Thanks so much for chasing this down!

Unfortunately AOSP is giving me grief this week, so I've not been able
to test the full environment, but I don't seem to be hitting the io
hangs I was seeing earlier with this patch set.

For both:
  Tested-by: John Stultz <john.stultz@linaro.org>

thanks
-john
Christoph Hellwig Nov. 21, 2018, 1:03 p.m. UTC | #8
On Tue, Nov 20, 2018 at 11:34:41AM -0500, Konrad Rzeszutek Wilk wrote:
> > Konrad, are you ok with me picking up both through the dma-mapping
> > tree?
> 
> Yes, albeit I would want Stefano to take a peek at patch #2 just in case.

Stefano, can you take a look asap?  This is a pretty trivial fix for
a nasty bug that breaks boot on real life systems.  I'd like to merge
it by tomorrow so that I can send it off to Linus for the next rc
(I will be offline for about two days after Friday morning)
Konrad Rzeszutek Wilk Nov. 21, 2018, 3:11 p.m. UTC | #9
On Wed, Nov 21, 2018 at 02:03:31PM +0100, Christoph Hellwig wrote:
> On Tue, Nov 20, 2018 at 11:34:41AM -0500, Konrad Rzeszutek Wilk wrote:
> > > Konrad, are you ok with me picking up both through the dma-mapping
> > > tree?
> > 
> > Yes, albeit I would want Stefano to take a peek at patch #2 just in case.
> 
> Stefano, can you take a look asap?  This is a pretty trivial fix for
> a nasty bug that breaks boot on real life systems.  I'd like to merge
> it by tomorrow so that I can send it off to Linus for the next rc
> (I will be offline for about two days after Friday morning)

It is Turkey Day in US so he may be busy catching those pesky turkeys.
How about Tuesday?
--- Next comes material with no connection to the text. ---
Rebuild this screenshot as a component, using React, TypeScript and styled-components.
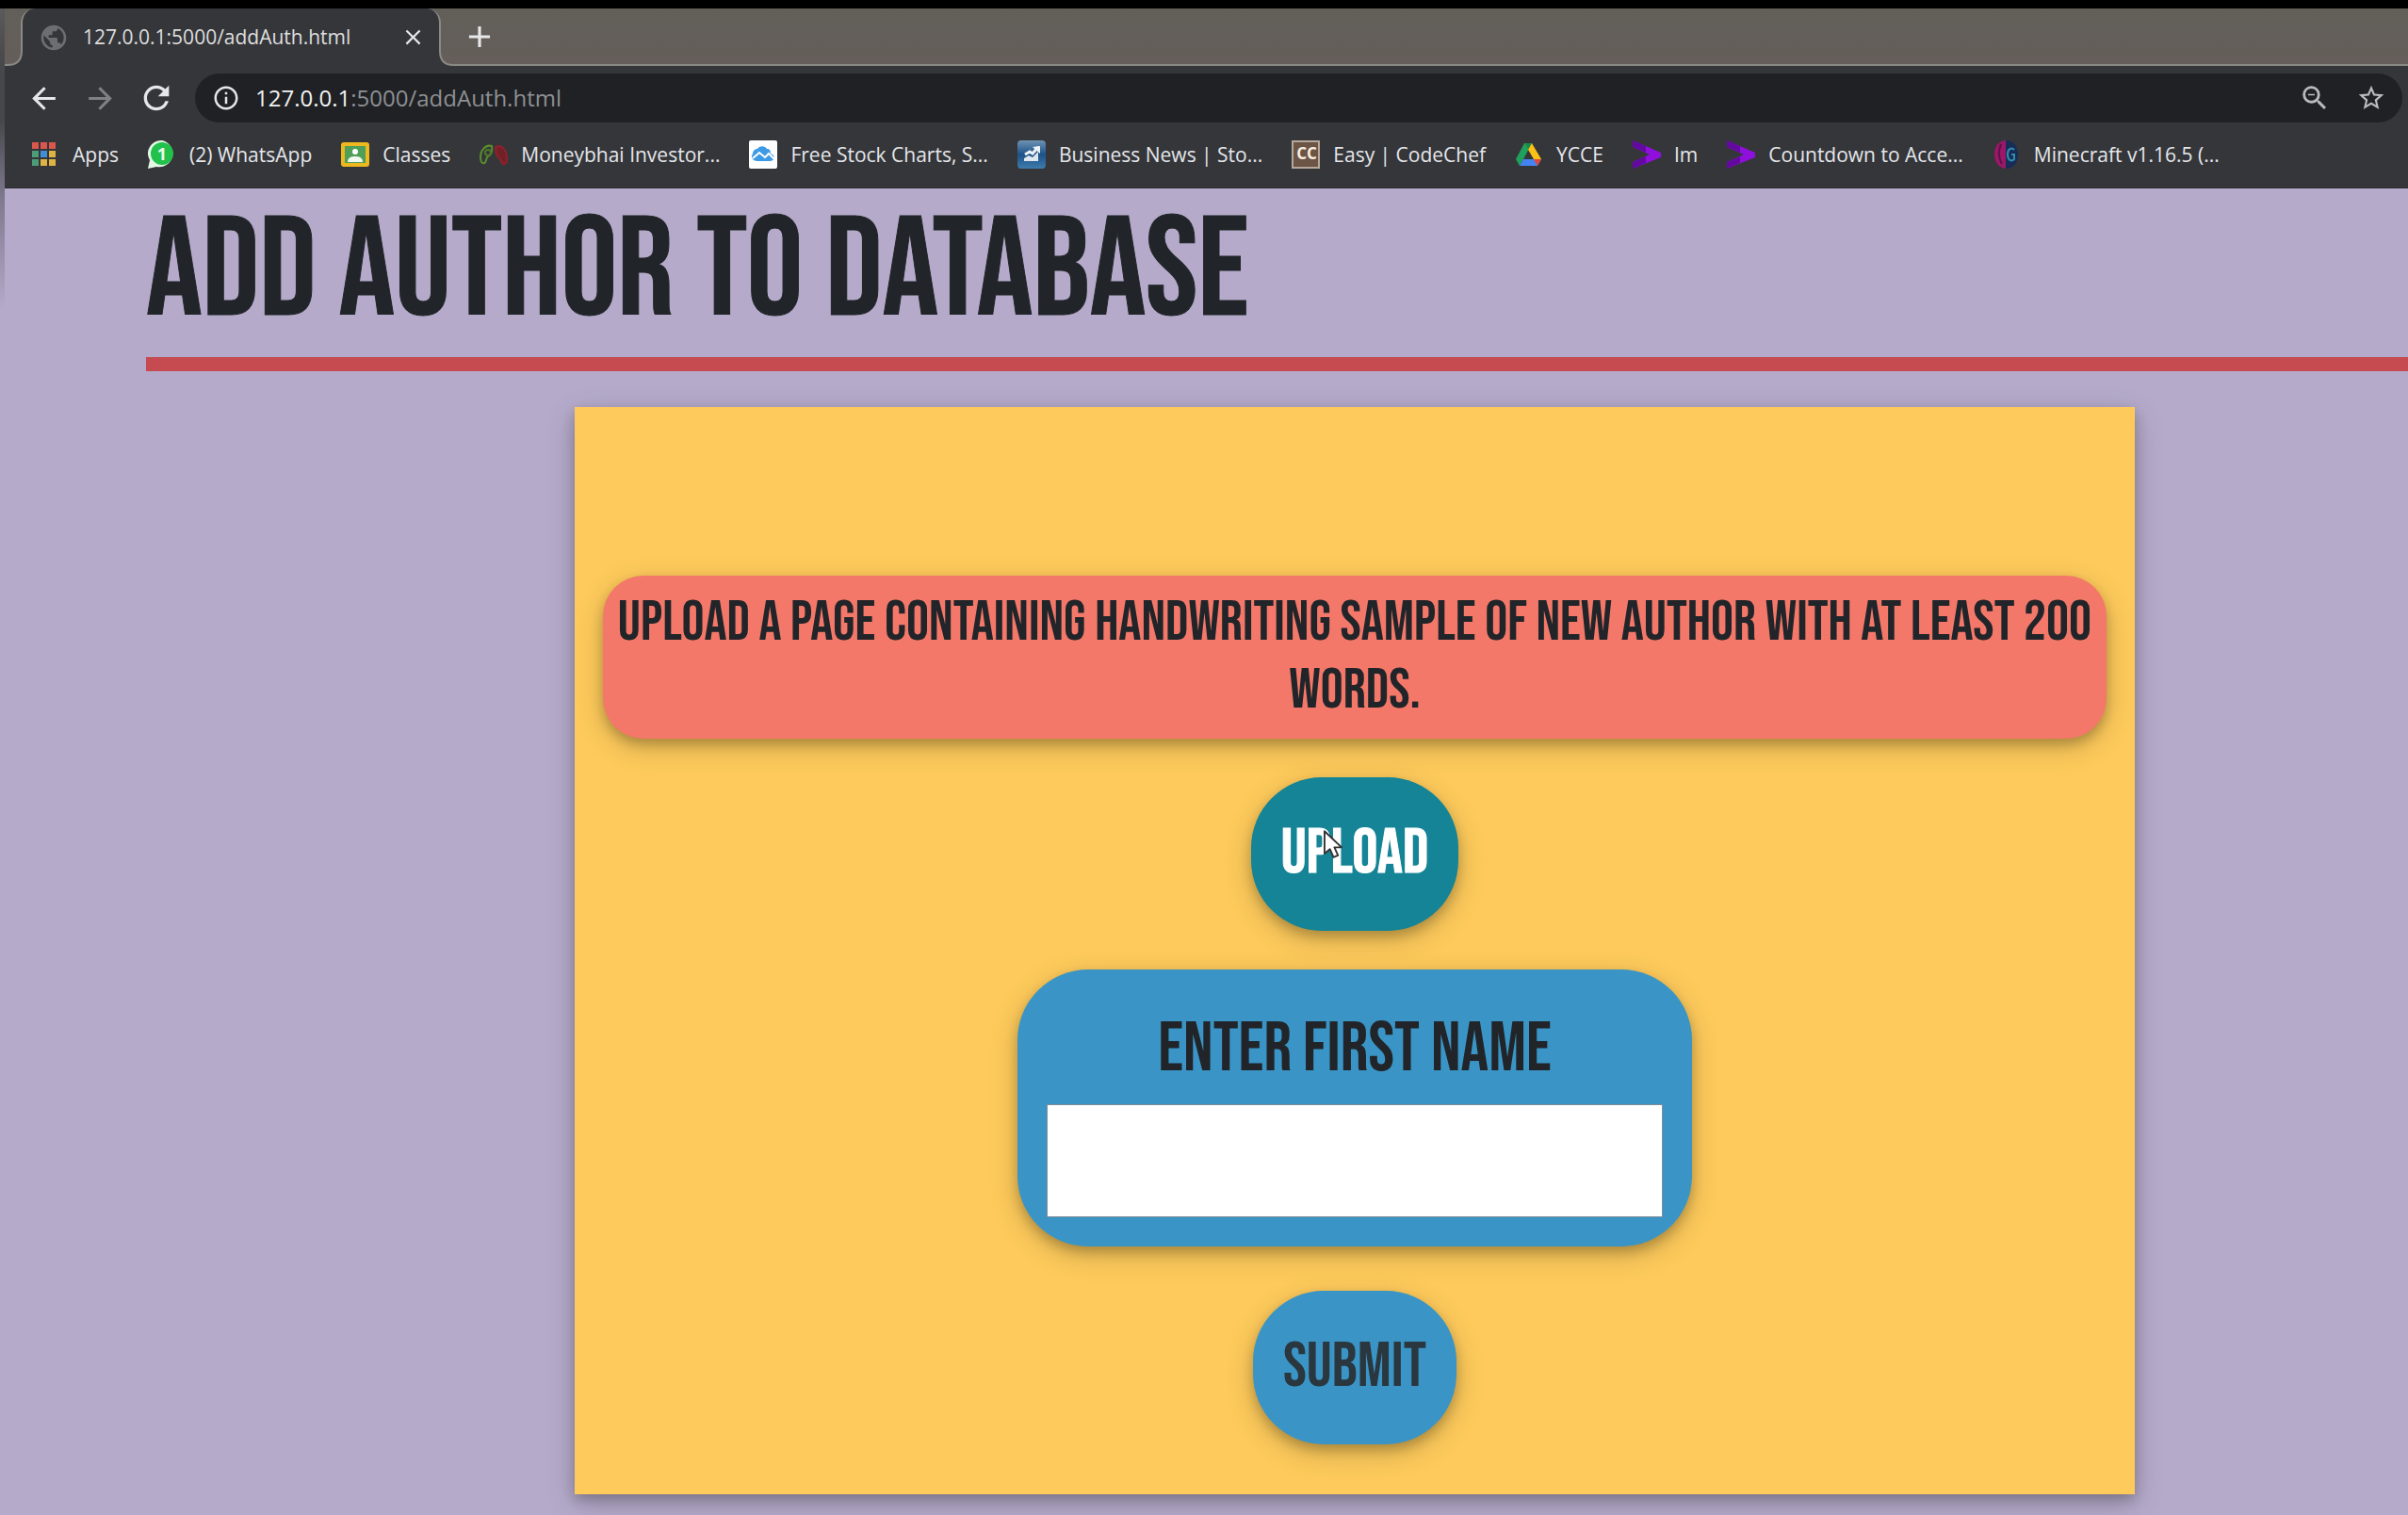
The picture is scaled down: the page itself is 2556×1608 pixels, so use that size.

And in can also send the GIT PULL.
Stefano Stabellini Nov. 27, 2018, 7:07 p.m. UTC | #10
On Wed, 21 Nov 2018, Konrad Rzeszutek Wilk wrote:
> On Wed, Nov 21, 2018 at 02:03:31PM +0100, Christoph Hellwig wrote:
> > On Tue, Nov 20, 2018 at 11:34:41AM -0500, Konrad Rzeszutek Wilk wrote:
> > > > Konrad, are you ok with me picking up both through the dma-mapping
> > > > tree?
> > > 
> > > Yes, albeit I would want Stefano to take a peek at patch #2 just in case.
> > 
> > Stefano, can you take a look asap?  This is a pretty trivial fix for
> > a nasty bug that breaks boot on real life systems.  I'd like to merge
> > it by tomorrow so that I can send it off to Linus for the next rc
> > (I will be offline for about two days after Friday morning)
> 
> It is Turkey Day in US so he may be busy catching those pesky turkeys.
> How about Tuesday? And in can also send the GIT PULL.

I have just come back to the office. I'll give it a look today.
Stefano Stabellini Nov. 27, 2018, 8:39 p.m. UTC | #11
On Tue, 27 Nov 2018, Stefano Stabellini wrote:
> On Wed, 21 Nov 2018, Konrad Rzeszutek Wilk wrote:
> > On Wed, Nov 21, 2018 at 02:03:31PM +0100, Christoph Hellwig wrote:
> > > On Tue, Nov 20, 2018 at 11:34:41AM -0500, Konrad Rzeszutek Wilk wrote:
> > > > > Konrad, are you ok with me picking up both through the dma-mapping
> > > > > tree?
> > > > 
> > > > Yes, albeit I would want Stefano to take a peek at patch #2 just in case.
> > > 
> > > Stefano, can you take a look asap?  This is a pretty trivial fix for
> > > a nasty bug that breaks boot on real life systems.  I'd like to merge
> > > it by tomorrow so that I can send it off to Linus for the next rc
> > > (I will be offline for about two days after Friday morning)
> > 
> > It is Turkey Day in US so he may be busy catching those pesky turkeys.
> > How about Tuesday? And in can also send the GIT PULL.
> 
> I have just come back to the office. I'll give it a look today.

Everything looks good to me, thanks for keeping me in the loop.